Since 2005, Israel has opened four desalination plants, with a fifth set to go online later this year. Roughly 35 percent of Israel's drinking-quality water now comes from desalination. That number is expected to exceed 40 percent by next year and hit 70 percent in 2050.
The Sorek desalination plant, located roughly 15 kilometers (10 miles) south of Tel Aviv, provides a glimpse of that future.
With a loud humming sound, the massive complex produces roughly 20 percent of Israel's municipal water, sucking in seawater from the nearby Mediterranean through a pair of 2.5-meter-wide pipes, filtering it through advanced "membranes" that remove the salt, and churning out clean drinking water. A salty discharge, or brine, gets pumped back into the sea, where it is quickly absorbed. The facility, stretching nearly six football fields in length, opened late last year.
Avshalom Felber, chief executive of IDE Technologies, the plant's operator, said Sorek is the "largest and most advanced" of its kind in the world, producing 624,000 cubic meters of potable water each day.
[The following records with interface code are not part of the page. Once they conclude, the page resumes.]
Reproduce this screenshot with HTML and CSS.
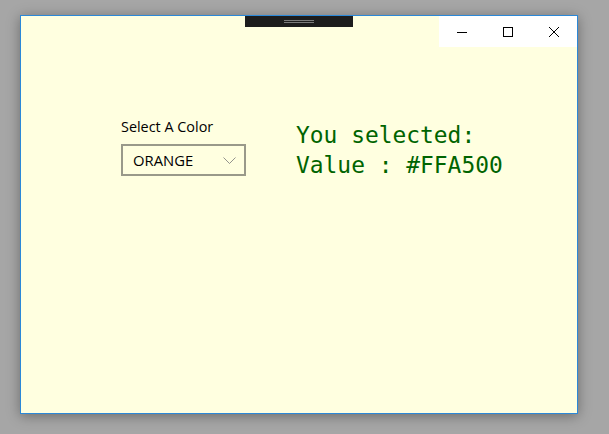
FILE: index.html
```html
<!DOCTYPE html>
<html>
<head>
<meta charset="utf-8">
<link rel="stylesheet" href="styles.css">
</head>
<body>
<div class="window">
  <div class="dragbar"><span class="grip"></span></div>
  <div class="caption">
    <div class="cbtn"><svg width="10" height="10" viewBox="0 0 10 10"><path d="M0 5.5H10" stroke="#000" stroke-width="1"/></svg></div>
    <div class="cbtn"><svg width="10" height="10" viewBox="0 0 10 10"><rect x="0.5" y="0.5" width="9" height="9" fill="none" stroke="#000" stroke-width="1"/></svg></div>
    <div class="cbtn"><svg width="10" height="10" viewBox="0 0 10 10"><path d="M0 0L10 10M10 0L0 10" stroke="#000" stroke-width="1"/></svg></div>
  </div>
  <div class="content">
    <div class="picker">
      <div class="label">Select A Color</div>
      <div class="select">
        <span class="value">ORANGE</span>
        <svg class="chev" width="13" height="7" viewBox="0 0 13 7"><path d="M0.5 0.5L6.5 6.5L12.5 0.5" fill="none" stroke="#777" stroke-width="0.8"/></svg>
      </div>
    </div>
    <div class="result">
      <div>You selected:</div>
      <div>Value : #FFA500</div>
    </div>
  </div>
</div>
</body>
</html>
```
FILE: styles.css
```css
html, body {
  margin: 0;
  padding: 0;
  background: #a6a6a6;
  width: 609px;
  height: 434px;
  overflow: hidden;
}
.window {
  position: relative;
  margin: 15px 0 0 20px;
  width: 556px;
  height: 397px;
  border: 1px solid #2b88d8;
  background: #ffffe0;
  box-shadow: 0 2px 12px rgba(0,0,0,0.35);
}
.dragbar {
  position: absolute;
  left: 224px;
  top: 0;
  width: 108px;
  height: 11px;
  background: #1c1c1c;
  display: flex;
  justify-content: center;
  align-items: flex-start;
}
.grip {
  margin-top: 4px;
  width: 30px;
  height: 1px;
  border-top: 1px solid #7a7a7a;
  border-bottom: 1px solid #7a7a7a;
}
.caption {
  position: absolute;
  right: 0;
  top: 0;
  display: flex;
  background: #ffffff;
}
.cbtn {
  width: 46px;
  height: 31px;
  display: flex;
  align-items: center;
  justify-content: center;
}
.cbtn svg { display: block; margin-top: 1px; }
.content {
  display: flex;
  padding: 101px 0 0 100px;
  gap: 50px;
  font-family: "Open Sans", "Noto Sans", sans-serif;
}
.label {
  font-size: 14.4px;
  line-height: 20px;
  color: #000;
  margin-bottom: 7px;
}
.select {
  width: 121px;
  height: 28px;
  border: 2px solid #99998a;
  display: flex;
  align-items: center;
  justify-content: space-between;
  box-sizing: content-box;
}
.value {
  margin-left: 10px;
  font-size: 14.8px;
  color: #000;
}
.chev { margin-right: 8px; margin-top: 1px; }
.result {
  font-family: "DejaVu Sans Mono", "Liberation Mono", monospace;
  font-size: 22.9px;
  line-height: 30px;
  color: #006400;
  padding-top: 3px;
}
```
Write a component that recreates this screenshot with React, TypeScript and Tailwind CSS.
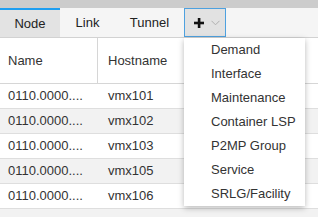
import React from 'react';

const tabs = [
  { label: 'Node', width: 'w-[60px]', active: true },
  { label: 'Link', width: 'w-[55px]', active: false },
  { label: 'Tunnel', width: 'w-[69px]', active: false },
];

const rows = ['vmx101', 'vmx102', 'vmx103', 'vmx105', 'vmx106'];

const menuItems = ['Demand', 'Interface', 'Maintenance', 'Container LSP', 'P2MP Group', 'Service', 'SRLG/Facility'];

export default function App() {
  return (
    <div
      className="relative flex h-[217px] w-[318px] flex-col overflow-hidden bg-white text-[13px] text-[#333]"
      style={{ fontFamily: '"Liberation Sans", Arial, sans-serif' }}
    >
      <div className="h-2 bg-[#cccccc]" />

      <div className="flex h-[30px] border-b border-[#d2d2d2] bg-[#f5f5f5]">
        {tabs.map((tab) => (
          <div
            key={tab.label}
            className={`${tab.width} flex items-center justify-center ${
              tab.active ? 'border-t-2 border-[#1e9ef0] bg-[#e3e3e3] text-[#222]' : 'text-[#222]'
            }`}
          >
            {tab.label}
          </div>
        ))}
        <button className="flex h-[29px] w-[42px] items-center gap-[7px] border border-[#4ea1df] bg-[#e2e2e2] pl-[9px]">
          <svg width="10" height="10" viewBox="0 0 10 10">
            <rect x="3.8" y="0" width="2.6" height="10" fill="#111" />
            <rect x="0" y="3.7" width="10" height="2.6" fill="#111" />
          </svg>
          <svg width="9" height="6" viewBox="0 0 9 6">
            <path d="M0.5 0.8 L4.5 4.8 L8.5 0.8" fill="none" stroke="#b0b0b0" strokeWidth="1" />
          </svg>
        </button>
      </div>

      <div className="flex h-[46px] border-b border-[#d6d6d6] bg-white">
        <div className="flex w-[98px] items-center border-r border-[#d6d6d6] pl-2">Name</div>
        <div className="flex items-center pl-[10px]">Hostname</div>
      </div>

      {rows.map((host, i) => (
        <div
          key={host}
          className={`flex h-[25px] shrink-0 items-center border-b border-[#dedede] ${
            i % 2 === 1 ? 'bg-[#f2f2f2]' : 'bg-white'
          }`}
        >
          <div className="w-[98px] pl-2">0110.0000....</div>
          <div className="pl-[10px]">{host}</div>
        </div>
      ))}
      <div className="flex-1 bg-[#f2f2f2]" />

      <div className="absolute left-[184px] top-[38px] flex w-[121px] flex-col bg-white shadow-[0_2px_6px_rgba(0,0,0,0.28)]">
        {menuItems.map((item) => (
          <div key={item} className="flex h-6 items-center pl-[27px] text-[#333]">
            {item}
          </div>
        ))}
      </div>
    </div>
  );
}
He said the production cost is among the world's lowest, meaning it could provide a typical family's water needs for about $300 to $500 a year.
"Basically this desalination, as a drought-proof solution, has proven itself for Israel," he said. "Israel has become ... water independent, let's say, since it launched this program of desalination plants."
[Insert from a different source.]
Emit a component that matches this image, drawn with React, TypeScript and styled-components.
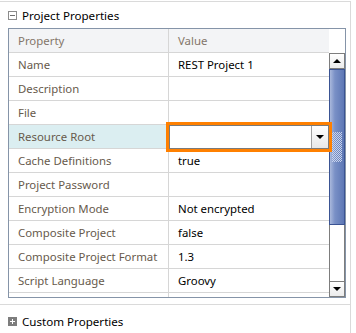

By meeting its water needs, Israel can focus on longer-term agricultural, industrial and urban planning, he added.
Disputes over water have in the past sparked war, and finding a formula for dividing shared water resources has been one of the "core" issues in Israeli-Palestinian peace talks.
Jack Gilron, a desalination expert at Ben-Gurion University, said Israel should now use its expertise to solve regional water problems. "In the end, by everybody having enough water, we take away one unnecessary reason that there should be conflict," he said.
Israel has already taken some small steps in that direction. Last year, it signed an agreement to construct a shared desalination plant in Jordan and sell additional water to the Palestinians.
Israel's advances with desalination could help it provide additional water to the parched West Bank, either through transfers of treated water or by revising existing arrangements to give the Palestinians a larger share of shared natural sources.
"Desalination, combined with Israel's leadership in wastewater reuse, presents political opportunities that were not available even five years ago," said Gidon Bromberg, the Israel director of Friends of the Earth Middle East, an environmental advocacy group.
Under interim peace accords signed two decades ago, Israel controls 80 percent of shared resources, while Palestinians get just 20 percent. A more equitable deal could remove a key source of tension, opening the way for addressing other issues, he said.
But with the most recent round of peace talks having collapsed last month, there is little hope of making progress on any of the core issues anytime soon.
Moreover, Bromberg said desalination is not an end-all solution. The plants require immense amounts of energy, consuming roughly 10 percent of Israel's total electricity production, he said.
The exact impact of desalination plants on the wider Mediterranean also isn't clear, he added. A number of countries, including Cyprus, Lebanon and Egypt, are either using or considering the use of desalination plants.
IDE's Felber said the impact of returning brine to the sea is "minor." But Bromberg insists it is too early to say what impact multiple plants would have, saying "much more research is required."
Relying so heavily on desalination also creates a potential security risk. Missile strikes or other threats could potentially knock out large portions of the country's water supply.
The threat is even more acute in Arab countries of the Gulf, which rely on desalination for more than 90 percent of their water supplies and are located much closer to rival Iran.
The Sorek plant is heavily protected with fences, security cameras and guards, and it is not connected to the Internet, instead using a private server, to prevent cyber attacks. But like other key infrastructure, it could be susceptible to missile strikes. During a 2006 war, for instance, Lebanese Hezbollah militants attempted to strike an Israeli power plant.
Tenne, of the Water Authority, acknowledged that "anything in Israel is vulnerable," but said the same could be said for sensitive infrastructure behind enemy lines. "I hope that people will be smart enough not to harm infrastructure," he said.